A manager answer included: "setting a challenge to motivate the developers". This is the "aggressive planning" theory. A really counter-productive one, since it leads to the "We're always late" syndrom, which is soon followed by the "We're poor developers" consequence.

I had my own variant on aggressive planning: "Watch what you do and register time passed". I thought that doing this will drive individuals to be more conscious of "unproductive" time and get rid of it. I was wrong. A developer can chase "unproductive" time only if he has decided to, not if he has to fill a time report precise to the hour (I have even read about minute-precise time report, where bathroom time is to be precised!). And then, as a mean, he can watch his time spent.

So I figured out there must be better reasons for doing plannings (instead of the "I develop to my best abilities, you pick the product when ready" approach).

One of the reasons is resources management. If time-to-market is a crucial issue to the Product owner, then he may wonder "how many people can I add to the project to get it faster?". Once you keep in mind the Mythical man-month essay by Fred Brooks (and this funny anecdot), you can still try to add people to reach the project optimal size.

One other reason, is some kind of control over what is developed. Plan your activity, do the job. If along the way, the plan is not respected, this may be interpreted as a warning. However, if the meaning of the warning is that your plan was not accurate, you have not gained much.

And maybe the most evident reason is the need to communicate dates to people outside of the project: customers, sales representatives, consultants, investors,...

Planning revisited

After our 6 months effort to implement the full agile practises stack (we already had continous integration, unit testing, iterations), I now understand why this works:
  • you deliver software in a time-box manner and focus on priorizing customer value, having both short-term control (the iteration) and mid-term control (the milestone)
  • you have a very simple measure for productivity: velocity. You globally measure the capacity of the team to deliver useful functionality. Meetings occur, bugs occur, obscure technical work occurs but it is not counted as such
  • estimations are more reliable because of the planning game. Indeed, estimating a task is better done by a bunch of people having different experience and knowledge about it (I used to do that on one-to-one with the "concerned" developer - which is not a relevant concept in eXtremeProgramming anymore)
  • estimations are also more reliable because of the frequency of the planning games (every 3 months)
By the way, I want to emphasize all the benefits of the planning game:
  • developers have the opportunity to understand precisely the customer objectives
  • the customer can get a better grip on development risks and difficulties
  • the team is really empowered and feels responsible for the overall project
Let the team manage itself

The last point is what stroke me in front of the cards array: many brains are better than one.
  • the team is much more efficient at organizing the project than the project manager
  • the team is much more efficient at defining and estimating the tasks
  • the only way to get the maximum productivity is to trust the team members and let them set high-productivity standards. No management indicator can ever imply high productivity. You cannot measure commitment, smartness, collaboration
The consequences for a project manager seem pretty clear to me: you are only here to help the team manage itself.

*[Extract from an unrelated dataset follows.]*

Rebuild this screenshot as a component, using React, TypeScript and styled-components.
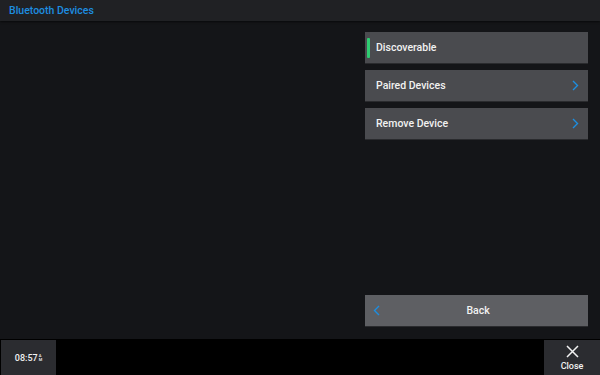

How to do better next time?

Thinking about that, I concluded 3 things:
  • I should have experimented more. Some agile practises seems evident. Continuous integration is one of them (spend machine time instead of developer time). Some other are not so intuitive: why use physical cards to track development tasks? It is not until you hold one in hand that you can feel why
  • Empower the team. This is the brain number effect. I also find some relations with Michel Crozier's theory regarding the fundamental liberty of any worker to gain power around him. This also means that team management can never be an easy path
  • I should live up to my convictions. For instance, I was not strong enough on emphazising why continuous integration should always be green, no matter what (this one I experimented)
Don't give up on your conviction

We all make mistakes, learn more or less painful lessons. However, when we learn something the hard way, we'd better not forget about it. What we learn become our convictions and the remaining questions have to be experimented.

I recently read a blog entry of an experienced developer analyzing the reasons behind his software projects failures. The whole entry is worth reading and wondering about. But one specific thing was worth remembering for me right now:

And if you decide to make changes, have the courage to go 100% with your gut. I've failed more than once when I watered down my convictions in order to appease dissenters. The only thing worse than evangelizing change and failing is looking back and realized you might have succeeded if you'd held firm on your convictions. What a waste!

I won't be caught twice on that one.